----- Records for the exercise

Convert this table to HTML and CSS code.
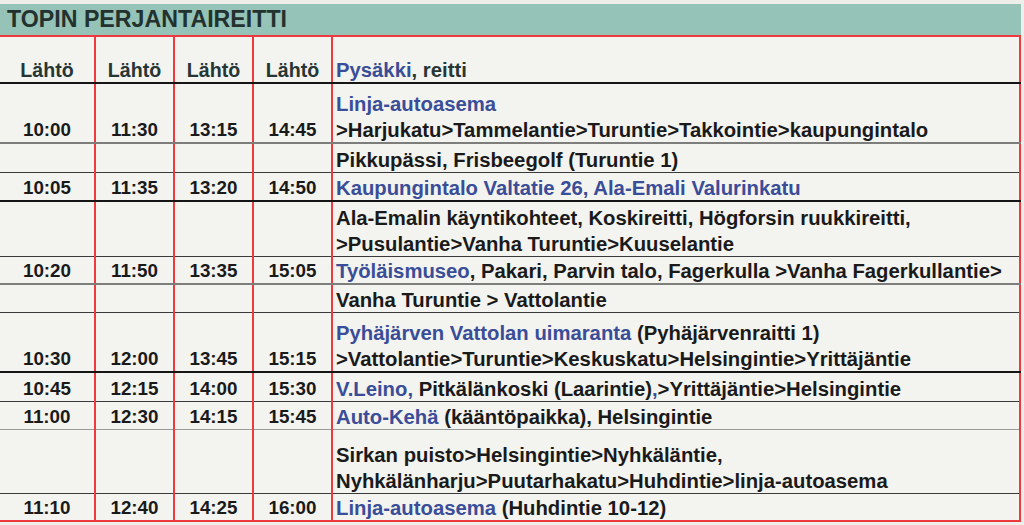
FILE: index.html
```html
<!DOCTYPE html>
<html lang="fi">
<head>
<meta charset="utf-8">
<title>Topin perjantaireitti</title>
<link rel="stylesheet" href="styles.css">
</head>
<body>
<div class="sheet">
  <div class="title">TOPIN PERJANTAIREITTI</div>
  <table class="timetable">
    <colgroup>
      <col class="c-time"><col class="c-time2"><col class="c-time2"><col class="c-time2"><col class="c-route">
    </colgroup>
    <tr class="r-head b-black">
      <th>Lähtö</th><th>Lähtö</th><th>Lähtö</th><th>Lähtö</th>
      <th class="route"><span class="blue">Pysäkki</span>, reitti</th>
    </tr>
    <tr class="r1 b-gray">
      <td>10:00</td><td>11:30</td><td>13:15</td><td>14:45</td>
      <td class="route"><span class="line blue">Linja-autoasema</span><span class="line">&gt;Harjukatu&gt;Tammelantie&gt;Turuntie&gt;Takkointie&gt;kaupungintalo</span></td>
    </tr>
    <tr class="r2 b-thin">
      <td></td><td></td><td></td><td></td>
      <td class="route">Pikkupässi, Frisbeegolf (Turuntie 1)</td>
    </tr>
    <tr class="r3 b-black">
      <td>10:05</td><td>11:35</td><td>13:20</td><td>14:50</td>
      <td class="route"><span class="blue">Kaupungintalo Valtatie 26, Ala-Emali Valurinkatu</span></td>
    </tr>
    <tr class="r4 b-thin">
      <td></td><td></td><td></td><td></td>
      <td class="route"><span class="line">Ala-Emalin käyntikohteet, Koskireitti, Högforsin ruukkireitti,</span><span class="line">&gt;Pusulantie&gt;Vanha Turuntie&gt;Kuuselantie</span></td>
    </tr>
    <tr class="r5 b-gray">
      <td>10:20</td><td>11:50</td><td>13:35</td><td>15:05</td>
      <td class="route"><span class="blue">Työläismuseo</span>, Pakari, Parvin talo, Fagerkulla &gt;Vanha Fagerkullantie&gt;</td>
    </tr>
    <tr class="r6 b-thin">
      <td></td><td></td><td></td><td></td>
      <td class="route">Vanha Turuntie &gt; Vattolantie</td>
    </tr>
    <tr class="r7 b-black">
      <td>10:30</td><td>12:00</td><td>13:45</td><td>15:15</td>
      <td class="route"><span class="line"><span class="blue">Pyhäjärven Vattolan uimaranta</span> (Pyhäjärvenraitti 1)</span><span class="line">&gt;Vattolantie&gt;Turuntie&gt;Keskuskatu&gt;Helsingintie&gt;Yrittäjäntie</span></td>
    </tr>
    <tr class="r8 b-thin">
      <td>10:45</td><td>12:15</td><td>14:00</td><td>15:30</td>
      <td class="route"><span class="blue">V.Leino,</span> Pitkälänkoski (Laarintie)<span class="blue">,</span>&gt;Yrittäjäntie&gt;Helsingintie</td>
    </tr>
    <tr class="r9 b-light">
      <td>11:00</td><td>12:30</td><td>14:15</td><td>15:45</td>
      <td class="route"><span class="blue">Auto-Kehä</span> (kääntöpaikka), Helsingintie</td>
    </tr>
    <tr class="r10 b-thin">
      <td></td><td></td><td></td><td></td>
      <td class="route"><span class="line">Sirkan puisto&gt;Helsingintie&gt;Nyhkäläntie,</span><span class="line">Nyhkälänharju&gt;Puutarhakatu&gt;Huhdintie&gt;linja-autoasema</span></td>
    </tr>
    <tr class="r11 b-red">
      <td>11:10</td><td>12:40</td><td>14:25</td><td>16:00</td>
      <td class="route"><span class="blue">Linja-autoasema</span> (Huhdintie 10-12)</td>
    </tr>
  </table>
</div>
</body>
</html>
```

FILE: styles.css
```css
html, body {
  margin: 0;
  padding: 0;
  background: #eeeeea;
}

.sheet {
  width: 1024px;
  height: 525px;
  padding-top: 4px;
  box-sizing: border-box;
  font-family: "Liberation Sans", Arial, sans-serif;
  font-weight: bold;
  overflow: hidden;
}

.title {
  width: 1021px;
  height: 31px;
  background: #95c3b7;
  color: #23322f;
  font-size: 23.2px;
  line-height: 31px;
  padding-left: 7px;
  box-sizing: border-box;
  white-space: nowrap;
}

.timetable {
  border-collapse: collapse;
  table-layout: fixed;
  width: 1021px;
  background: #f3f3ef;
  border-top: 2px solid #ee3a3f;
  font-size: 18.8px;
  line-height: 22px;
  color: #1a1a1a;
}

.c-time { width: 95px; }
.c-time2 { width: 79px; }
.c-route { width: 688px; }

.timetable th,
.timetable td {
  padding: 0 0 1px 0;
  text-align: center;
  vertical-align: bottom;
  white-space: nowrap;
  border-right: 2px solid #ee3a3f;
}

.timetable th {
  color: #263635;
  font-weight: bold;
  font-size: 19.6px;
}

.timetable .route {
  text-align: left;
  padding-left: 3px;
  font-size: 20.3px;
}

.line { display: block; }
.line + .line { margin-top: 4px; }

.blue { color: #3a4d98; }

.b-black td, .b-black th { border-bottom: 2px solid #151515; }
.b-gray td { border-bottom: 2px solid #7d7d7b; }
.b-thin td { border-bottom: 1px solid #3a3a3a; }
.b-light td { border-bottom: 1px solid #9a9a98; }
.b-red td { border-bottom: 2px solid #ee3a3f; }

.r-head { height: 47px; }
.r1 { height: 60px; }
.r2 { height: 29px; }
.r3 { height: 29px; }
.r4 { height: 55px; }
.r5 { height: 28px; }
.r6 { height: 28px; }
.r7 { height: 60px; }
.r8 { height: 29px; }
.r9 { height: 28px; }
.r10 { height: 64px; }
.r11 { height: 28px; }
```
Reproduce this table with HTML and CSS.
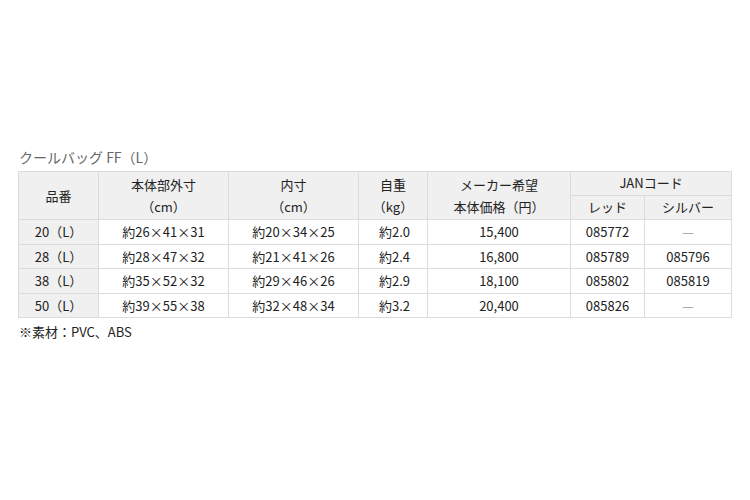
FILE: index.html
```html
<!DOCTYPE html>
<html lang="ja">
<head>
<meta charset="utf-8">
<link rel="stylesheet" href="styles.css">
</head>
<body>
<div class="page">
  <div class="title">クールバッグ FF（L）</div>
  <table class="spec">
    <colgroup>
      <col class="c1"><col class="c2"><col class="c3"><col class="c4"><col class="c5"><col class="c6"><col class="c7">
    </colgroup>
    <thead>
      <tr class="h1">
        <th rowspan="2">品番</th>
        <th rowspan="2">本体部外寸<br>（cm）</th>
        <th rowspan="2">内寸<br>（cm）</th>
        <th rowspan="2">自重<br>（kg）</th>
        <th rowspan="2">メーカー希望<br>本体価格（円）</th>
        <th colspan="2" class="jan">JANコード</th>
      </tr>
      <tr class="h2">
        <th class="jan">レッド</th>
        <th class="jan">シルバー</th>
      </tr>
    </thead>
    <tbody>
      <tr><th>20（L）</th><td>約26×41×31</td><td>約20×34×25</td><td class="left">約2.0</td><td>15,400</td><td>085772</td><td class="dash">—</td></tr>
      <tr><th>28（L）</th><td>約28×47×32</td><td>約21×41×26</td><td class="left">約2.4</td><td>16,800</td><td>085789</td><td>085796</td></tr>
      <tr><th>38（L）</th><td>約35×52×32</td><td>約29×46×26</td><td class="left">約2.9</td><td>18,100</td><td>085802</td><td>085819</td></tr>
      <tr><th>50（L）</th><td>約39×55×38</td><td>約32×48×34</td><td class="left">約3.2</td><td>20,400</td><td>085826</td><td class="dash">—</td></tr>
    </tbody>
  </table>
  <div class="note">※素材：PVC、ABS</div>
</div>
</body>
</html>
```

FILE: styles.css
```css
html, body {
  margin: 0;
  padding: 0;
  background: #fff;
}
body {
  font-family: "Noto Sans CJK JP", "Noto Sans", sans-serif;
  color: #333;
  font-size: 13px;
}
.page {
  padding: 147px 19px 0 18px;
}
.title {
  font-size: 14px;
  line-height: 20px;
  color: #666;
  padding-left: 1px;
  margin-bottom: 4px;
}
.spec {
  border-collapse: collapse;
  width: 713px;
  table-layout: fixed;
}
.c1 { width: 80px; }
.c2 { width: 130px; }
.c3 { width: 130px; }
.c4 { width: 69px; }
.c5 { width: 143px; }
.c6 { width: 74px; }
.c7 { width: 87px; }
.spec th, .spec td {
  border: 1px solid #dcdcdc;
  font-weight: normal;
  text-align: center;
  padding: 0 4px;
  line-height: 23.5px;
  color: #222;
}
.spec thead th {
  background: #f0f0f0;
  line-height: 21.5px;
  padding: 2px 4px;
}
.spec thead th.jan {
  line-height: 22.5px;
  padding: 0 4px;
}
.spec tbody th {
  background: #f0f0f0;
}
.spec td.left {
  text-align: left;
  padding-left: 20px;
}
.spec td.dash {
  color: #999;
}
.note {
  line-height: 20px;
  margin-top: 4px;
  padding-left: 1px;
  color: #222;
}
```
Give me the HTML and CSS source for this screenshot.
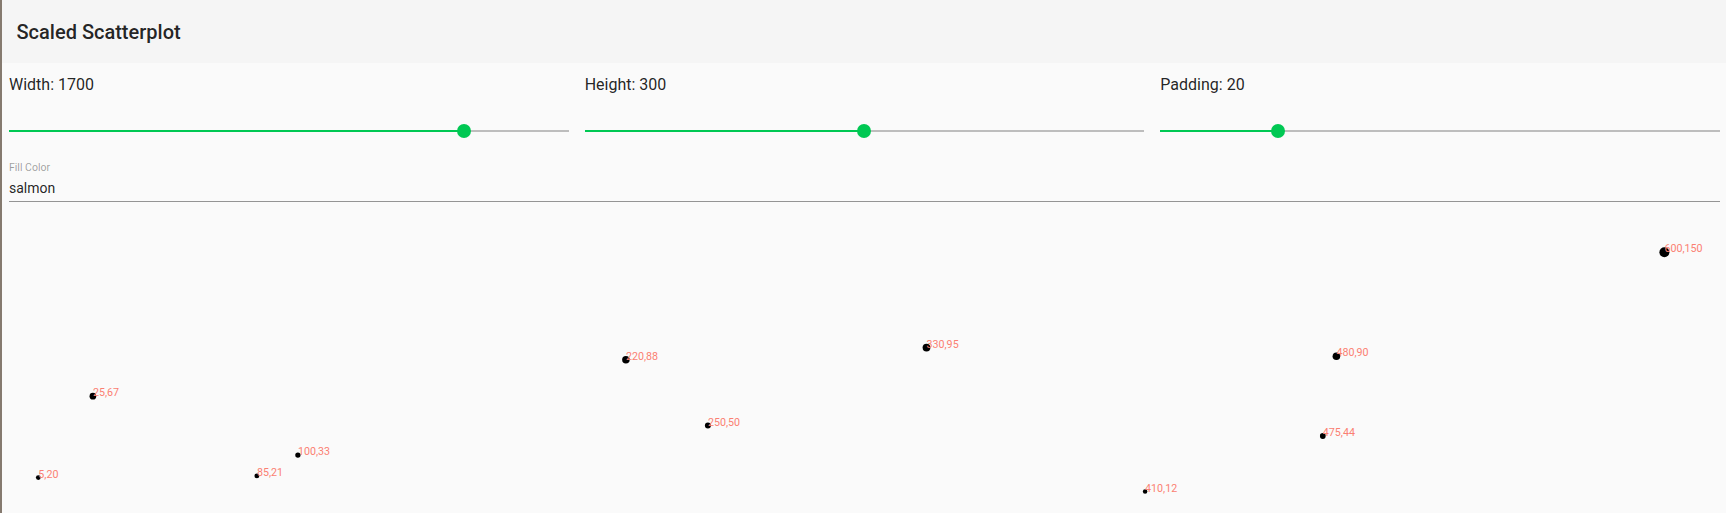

----------

> Objective: Pick out every line of the listing containing the word "this", and show those lines.

> Reply:
Convert this table to HTML and CSS code.
Reproduce this table with HTML and CSS.
Give me the HTML and CSS source for this screenshot.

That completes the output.